The field of corpus linguistics has grown in popularity in recent years. Moreover, many researchers who would not otherwise consider themselves to be corpus linguists have begun to apply corpus linguistics methods to their linguistic problems, a growth that is partly attributable to an increasing availability of corpus data and tools. It therefore seems apposite to take stock, and question what kinds of research can be done with corpora and which types of corpora and methods might yield useful results.

This methodological “turn to corpora” does not have universal support. Some theoretical linguists, including Noam Chomsky, argue that at best, any collection of language data merely provides researchers with examples of the actual external performance of human beings in a given context  (see, e.g. Aarts 2001). Corpora do not provide insight into internal language or its production processes. Such a position raises questions about what data, if any, might be used to evaluate ‘deep’ theories, as linguists’ personal intuitions are no more likely to pierce the veil of consciousness. Nevertheless, this contrary position raises a serious challenge to corpus researchers. We will return to the question of the potential relevance of corpus linguistics for the study of language production by reporting on some recent research in Section 6.

What do we mean by “a corpus”? In the most general sense, corpora are simply collections of language data that have been processed to make them accessible for research purposes. The largest current corpora contain primarily written texts, that is, texts generated by authors at keyboards, screens or paper. These are types of language that are rarely spontaneously produced, frequently edited by others, and often included in databases due to their ease of availability. They may also be written with an imagined audience, in contrast to spoken utterances produced for a co-present (and interacting) audience. Although written data of this kind is easy to obtain, and therefore large corpora are readily compiled, this sampling methodology places significant limitations on the types of inference that might be safely drawn. The ability to test hypotheses against unmediated, spontaneously produced linguistic utterances seems paramount.

However, not all corpora are collected from written sources. In this paper, we are particularly interested in what corpora of spoken data, ideally in the form of recordings aligned with an orthographic transcription, might tell us about language. Transcriptions of this kind should record the actual lexical output, e.g. including false starts, examples of self-correction and overlapping speech, unedited by the speaker. In an uncued, unrehearsed context, this kind of speech data is arguably the closest to genuinely “spontaneous” naturalistic language output as is achievable. The lexical record can be aligned with an audio and video recording, contain meta-linguistic information, gestural signals, and so on.

Prioritising speech over writing in linguistics research has other justifications aside from mere spontaneity, which might otherwise be achieved by simply recording every keystroke. Speech predates writing historically, both generally and also in relation to literacy spread. Child development sees children express themselves through speech earlier than they write, and many writers are aware that their writing requires a more-or-less internal speech act.

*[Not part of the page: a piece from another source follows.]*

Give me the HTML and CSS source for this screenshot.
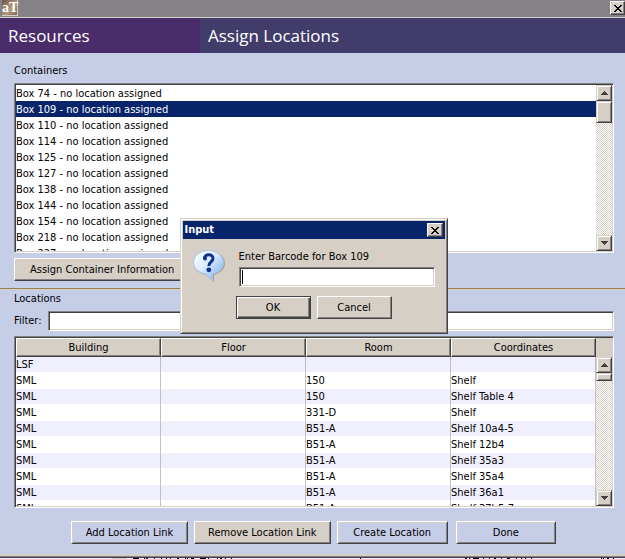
FILE: index.html
```html
<!DOCTYPE html>
<html lang="en">
<head>
  <meta charset="UTF-8">
  <title>Assign Locations</title>
  <link rel="stylesheet" href="styles.css">
</head>
<body>

<!-- Window title bar -->
<div class="titlebar">
  <span class="app-icon">aT</span>
  <button class="close-btn" type="button" aria-label="Close window">
    <svg viewBox="0 0 8 7" width="8" height="7" shape-rendering="crispEdges"><path d="M0 0h2v1h1v1h2v-1h1v-1h2v1h-1v1h-1v1h-1v1h1v1h1v1h1v1h-2v-1h-1v-1h-2v1h-1v1h-2v-1h1v-1h1v-1h1v-1h-1v-1h-1v-1h-1z"/></svg>
  </button>
</div>

<header class="banner">
  <h1 class="banner-module">Resources</h1>
  <h2 class="banner-title">Assign Locations</h2>
</header>

<main class="content">
  <!-- Containers -->
  <section class="panel containers">
    <h3 class="label" id="containersLabel">Containers</h3>
    <div class="sunken list-box">
      <ul class="list" role="listbox" aria-labelledby="containersLabel">
        <li role="option">Box 74 - no location assigned</li>
        <li role="option" class="selected" aria-selected="true">Box 109 - no location assigned</li>
        <li role="option">Box 110 - no location assigned</li>
        <li role="option">Box 114 - no location assigned</li>
        <li role="option">Box 125 - no location assigned</li>
        <li role="option">Box 127 - no location assigned</li>
        <li role="option">Box 138 - no location assigned</li>
        <li role="option">Box 144 - no location assigned</li>
        <li role="option">Box 154 - no location assigned</li>
        <li role="option">Box 218 - no location assigned</li>
        <li role="option">Box 227 - no location assigned</li>
      </ul>
      <div class="scrollbar">
        <button class="scroll-btn" type="button" aria-label="Scroll up"><svg viewBox="0 0 7 4" width="7" height="4" shape-rendering="crispEdges"><path d="M3 0h1v1h1v1h1v1h1v1h-7v-1h1v-1h1v-1h1z"/></svg></button>
        <div class="thumb thumb-list"></div>
        <div class="track"></div>
        <button class="scroll-btn" type="button" aria-label="Scroll down"><svg viewBox="0 0 7 4" width="7" height="4" shape-rendering="crispEdges"><path d="M0 0h7v1h-1v1h-1v1h-1v1h-1v-1h-1v-1h-1v-1h-1z"/></svg></button>
      </div>
    </div>
    <button class="btn btn-assign" type="button">Assign Container Information</button>
  </section>

  <hr class="divider">

  <!-- Locations -->
  <section class="panel locations">
    <h3 class="label">Locations</h3>
    <div class="filter">
      <label for="filter">Filter:</label>
      <input class="sunken" type="text" id="filter">
    </div>
    <div class="sunken table-box">
      <div class="table-view">
        <table>
          <thead>
            <tr><th>Building</th><th>Floor</th><th>Room</th><th>Coordinates</th></tr>
          </thead>
          <tbody>
            <tr><td>LSF</td><td></td><td></td><td></td></tr>
            <tr><td>SML</td><td></td><td>150</td><td>Shelf</td></tr>
            <tr><td>SML</td><td></td><td>150</td><td>Shelf Table 4</td></tr>
            <tr><td>SML</td><td></td><td>331-D</td><td>Shelf</td></tr>
            <tr><td>SML</td><td></td><td>B51-A</td><td>Shelf 10a4-5</td></tr>
            <tr><td>SML</td><td></td><td>B51-A</td><td>Shelf 12b4</td></tr>
            <tr><td>SML</td><td></td><td>B51-A</td><td>Shelf 35a3</td></tr>
            <tr><td>SML</td><td></td><td>B51-A</td><td>Shelf 35a4</td></tr>
            <tr><td>SML</td><td></td><td>B51-A</td><td>Shelf 36a1</td></tr>
            <tr><td>SML</td><td></td><td>B51-A</td><td>Shelf 37b5-7</td></tr>
          </tbody>
        </table>
      </div>
      <div class="scrollbar">
        <div class="corner"></div>
        <button class="scroll-btn" type="button" aria-label="Scroll up"><svg viewBox="0 0 7 4" width="7" height="4" shape-rendering="crispEdges"><path d="M3 0h1v1h1v1h1v1h1v1h-7v-1h1v-1h1v-1h1z"/></svg></button>
        <div class="thumb thumb-table"></div>
        <div class="track"></div>
        <button class="scroll-btn" type="button" aria-label="Scroll down"><svg viewBox="0 0 7 4" width="7" height="4" shape-rendering="crispEdges"><path d="M0 0h7v1h-1v1h-1v1h-1v1h-1v-1h-1v-1h-1v-1h-1z"/></svg></button>
      </div>
    </div>
  </section>

  <div class="actions">
    <button class="btn btn-blue btn-add" type="button">Add Location Link</button>
    <button class="btn btn-remove" type="button">Remove Location Link</button>
    <button class="btn btn-blue btn-create" type="button">Create Location</button>
    <button class="btn btn-blue btn-done" type="button">Done</button>
  </div>
</main>

<!-- Window frame and the sliver of the window behind it -->
<div class="window-edge"></div>
<div class="behind">
  <svg viewBox="0 0 625 1" width="625" height="1" shape-rendering="crispEdges" aria-hidden="true">
    <path d="M112 0h14v1h-14z" fill="#d6cfc6"/>
    <path d="M133 0h6v1h-6zM144 0h1v1h-1zM146 0h2v1h-2zM154 0h1v1h-1zM161 0h1v1h-1zM166 0h1v1h-1zM170 0h1v1h-1zM177 0h2v1h-2zM185 0h1v1h-1zM187 0h1v1h-1zM191 0h3v1h-3zM200 0h6v1h-6zM208 0h1v1h-1zM217 0h1v1h-1zM220 0h2v1h-2zM225 0h1v1h-1zM231 0h1v1h-1zM360 0h1v1h-1zM465 0h2v1h-2zM469 0h1v1h-1zM473 0h6v1h-6zM483 0h1v1h-1zM489 0h1v1h-1zM494 0h2v1h-2zM501 0h1v1h-1zM507 0h3v1h-3zM516 0h1v1h-1zM521 0h1v1h-1zM525 0h1v1h-1zM531 0h1v1h-1zM601 0h1v1h-1zM603 0h1v1h-1zM607 0h2v1h-2zM613 0h1v1h-1z"/>
  </svg>
</div>

<!-- Barcode dialog -->
<div class="dialog" role="dialog" aria-labelledby="dialogTitle">
  <div class="dialog-title">
    <span id="dialogTitle">Input</span>
    <button class="close-btn" type="button" aria-label="Close dialog">
      <svg viewBox="0 0 8 7" width="8" height="7" shape-rendering="crispEdges"><path d="M0 0h2v1h1v1h2v-1h1v-1h2v1h-1v1h-1v1h-1v1h1v1h1v1h1v1h-2v-1h-1v-1h-2v1h-1v1h-2v-1h1v-1h1v-1h1v-1h-1v-1h-1v-1h-1z"/></svg>
    </button>
  </div>
  <form class="dialog-body">
    <div class="dialog-row">
      <svg class="question" viewBox="0 0 32 32" width="32" height="32">
        <defs>
          <linearGradient id="bubble" x1="0" y1="0" x2="1" y2="1">
            <stop offset="0" stop-color="#ffffff"/>
            <stop offset="0.45" stop-color="#d9ebff"/>
            <stop offset="1" stop-color="#6aa5ea"/>
          </linearGradient>
        </defs>
        <path d="M17 1C25 1 32 6 32 13.500C32 19 27 23.500 21 25V32L13 25C6 24 1 19 1 13.500C1 6 8 1 17 1Z" fill="#8f8d89" opacity="0.7"/>
        <path d="M15.500 0.500C24 0.500 30.500 6 30.500 12.500C30.500 18 26 23 19.500 24V31L12.500 24C5.500 23 0.500 18 0.500 12.500C0.500 6 7 0.500 15.500 0.500Z" fill="url(#bubble)" stroke="#a9c3e4"/>
        <path d="M11.500 8.500C11.500 3.500 20 3.500 20 8.500C20 12 15.800 12 15.800 16" fill="none" stroke="#0b318f" stroke-width="3"/>
        <circle cx="12" cy="8.500" r="2" fill="#0b318f"/>
        <circle cx="15.800" cy="19.800" r="2.400" fill="#0b318f"/>
      </svg>
      <div class="dialog-field">
        <label for="barcode">Enter Barcode for Box 109</label>
        <div class="sunken barcode-box">
          <span class="caret"></span>
          <input type="text" id="barcode">
        </div>
      </div>
    </div>
    <div class="dialog-buttons">
      <button class="btn btn-default" type="button">OK</button>
      <button class="btn" type="button">Cancel</button>
    </div>
  </form>
</div>

</body>
</html>
```

FILE: styles.css
```css
* {
  box-sizing: border-box;
}

body {
  margin: 0;
  height: 100vh;
  display: flex;
  flex-direction: column;
  overflow: hidden;
  position: relative;
  background-color: #c6cde7;
  color: #000;
  font-family: "DejaVu Sans Condensed", "Noto Sans", sans-serif;
  font-size: 11px;
  line-height: 14px;
}

button,
input {
  font: inherit;
  color: inherit;
  border-radius: 0;
  padding: 0;
}

h1, h2, h3 {
  margin: 0;
  font-size: 11px;
  font-weight: normal;
}

svg {
  display: block;
}

/* Title bar */
.titlebar {
  display: flex;
  justify-content: space-between;
  align-items: flex-start;
  flex: none;
  height: 18px;
  padding-left: 2px;
  background-color: #848284;
  border-bottom: 1px solid #d6d3ce;
}

.app-icon {
  width: 16px;
  height: 16px;
  background: linear-gradient(135deg, #6b5544, #b39a80 60%, #7b6654);
  border-right: 1px solid #d6cfc6;
  border-bottom: 1px solid #d6cfc6;
  color: #fff;
  font-family: "Liberation Serif", serif;
  font-size: 14px;
  font-weight: bold;
  line-height: 15px;
  text-align: center;
}

.close-btn {
  display: flex;
  align-items: center;
  justify-content: center;
  width: 16px;
  height: 14px;
  background-color: #d6cfc6;
  border: 1px solid;
  border-color: #fff #424142 #424142 #fff;
  box-shadow: inset -1px -1px #848284;
}

.titlebar .close-btn {
  margin-top: 1px;
  width: 15px;
}

/* Header */
.banner {
  display: flex;
  flex: none;
  height: 35px;
  color: #fff;
  font-family: "Open Sans", "Noto Sans", sans-serif;
}

.banner h1,
.banner h2 {
  padding-left: 8px;
  font-size: 17px;
  font-weight: 500;
  line-height: 36px;
}

.banner-module {
  width: 32%;
  background-color: #4a2c6b;
}

.banner-title {
  flex: 1;
  background-color: #423c6b;
}

/* Panels */
.content {
  flex: 1;
  min-height: 0;
  display: flex;
  flex-direction: column;
}

.panel {
  display: flex;
  flex-direction: column;
  gap: 5px;
  min-height: 0;
  padding: 0 11px 0 14px;
}

.containers {
  flex: 1 1 235px;
  padding-top: 11px;
  padding-bottom: 7px;
}

.locations {
  flex: 1 1 218px;
  padding-top: 2px;
}

.sunken {
  background-color: #fff;
  border: 1px solid;
  border-color: #848284 #fff #fff #848284;
  box-shadow: inset 1px 1px #424142, inset -1px -1px #d6cfc6;
}

.list-box,
.table-box {
  flex: 1;
  min-height: 0;
  display: flex;
  padding: 1px;
}

.list {
  flex: 1;
  margin: 0;
  padding: 0;
  overflow: hidden;
  list-style: none;
}

.list li {
  height: 16px;
  line-height: 17px;
}

.list .selected {
  background-color: #08246b;
  color: #fff;
}

/* Scrollbars */
.scrollbar {
  display: flex;
  flex-direction: column;
  flex: none;
  width: 16px;
}

.scroll-btn,
.thumb {
  flex: none;
  display: flex;
  align-items: center;
  justify-content: center;
  height: 16px;
  background-color: #d6cfc6;
  border: 1px solid;
  border-color: #d6cfc6 #424142 #424142 #d6cfc6;
  box-shadow: inset 1px 1px #fff, inset -1px -1px #848284;
}

.scroll-btn svg {
  fill: #424142;
}

.thumb-list {
  height: 22px;
}

.thumb-table {
  height: 8px;
}

.track {
  flex: 1;
  background: repeating-conic-gradient(#d6cfc6 0% 25%, #fff 0% 50%) 0 0 / 2px 2px;
}

.corner {
  flex: none;
  height: 19px;
  background-color: #d6cfc6;
}

/* Buttons */
.btn {
  height: 23px;
  background-color: #d6cfc6;
  border: 1px solid;
  border-color: #fff #424142 #424142 #fff;
  box-shadow: inset -1px -1px #848284;
  text-align: center;
}

.btn-assign {
  flex: none;
  align-self: flex-start;
  padding: 0 15px;
}

.btn-blue {
  background-color: #c6cde7;
  box-shadow: inset 1px 1px #d6cfc6, inset -1px -1px #848284;
}

.divider {
  flex: none;
  width: 100%;
  height: 2px;
  margin: 0;
  border: 0;
  border-top: 1px solid #94824a;
  background-color: #d6cfc6;
}

/* Filter */
.filter {
  display: flex;
  align-items: center;
  gap: 6px;
}

.filter input {
  flex: 1;
  height: 20px;
  padding: 0 3px;
}

/* Table */
.table-view {
  flex: 1;
  overflow: hidden;
}

table {
  width: 100%;
  table-layout: fixed;
  border-collapse: separate;
  border-spacing: 0;
}

th {
  height: 19px;
  padding: 0;
  background-color: #d6cfc6;
  border: 1px solid;
  border-color: #fff #424142 #424142 #fff;
  box-shadow: inset -1px -1px #848284;
  font-weight: normal;
}

td {
  height: 16px;
  padding: 0;
  border-right: 1px solid #bdbebd;
  border-bottom: 1px solid #fff;
  white-space: nowrap;
}

tbody tr:nth-child(odd) {
  background-color: #efeffe;
}

/* Bottom buttons */
.actions {
  display: flex;
  flex: none;
  gap: 6px;
  padding: 13px 69px 10px 71px;
}

.btn-add {
  flex: 117;
}

.btn-remove {
  flex: 137;
}

.btn-create {
  flex: 111;
}

.btn-done {
  flex: 100;
  margin-left: 2px;
}

.window-edge {
  flex: none;
  height: 4px;
  background-color: #848284;
  border-top: 2px solid #d6cfc6;
  border-bottom: 1px solid #424142;
}

.behind {
  flex: none;
  height: 1px;
  overflow: hidden;
  background-color: #efeffe;
}

/* Dialog */
.dialog {
  position: absolute;
  top: 218px;
  left: calc(50% - 133px);
  width: 268px;
  height: 116px;
  padding: 2px;
  background-color: #d6cfc6;
  border: 1px solid;
  border-color: #d6cfc6 #424142 #424142 #d6cfc6;
  box-shadow: inset 1px 1px #fff, inset -1px -1px #848284;
}

.dialog-title {
  display: flex;
  align-items: center;
  justify-content: space-between;
  height: 18px;
  padding: 0 2px;
  background-color: #08246b;
  color: #fff;
  font-weight: bold;
}

.dialog-body {
  padding: 11px 10px;
}

.dialog-row {
  display: flex;
  gap: 14px;
}

.dialog-field {
  flex: 1;
}

.dialog-field label {
  display: block;
  height: 17px;
}

.barcode-box {
  display: flex;
  align-items: center;
  height: 20px;
  padding: 1px 2px;
}

.caret {
  width: 1px;
  height: 14px;
  background-color: #000;
}

.barcode-box input {
  flex: 1;
  min-width: 0;
  border: 0;
  background: none;
  outline: none;
}

.dialog-buttons {
  display: flex;
  justify-content: center;
  gap: 6px;
  padding-top: 9px;
}

.dialog-buttons .btn {
  width: 75px;
}

.dialog-buttons .btn-default {
  border-color: #424142;
  box-shadow: inset 1px 1px #fff, inset -1px -1px #424142, inset -2px -2px #848284;
}
```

Our corpus data has approximately 2,000 words spoken by participants every quarter of an hour. By contrast, the author Stephen King (2002) recommends that authors try to write 1,000 words a day. Allowing for individual variation, and with the exception of isolated individuals or those unable physiologically to produce speech, it seems likely that human beings produce much more speech than writing.

Axiomatically, different sampling frames obtain different kinds of corpora. Spoken data may be collected for a variety of purposes, some more representative and ‘natural’ than others, such as telephone calls or air traffic control data. Some spoken data might be captured in the laboratory: collected in controlled conditions, but unnatural, potentially psychologically stressed, and not particularly representative. So when we refer to “spoken corpora”, we are fundamentally concerned with naturally-occurring speech in ‘ecological’ contexts where speech output is spontaneous, uncued, and unrehearsed. An important sub-classification concerns whether the audience is present and participating, i.e. in a monologic or dialogic setting.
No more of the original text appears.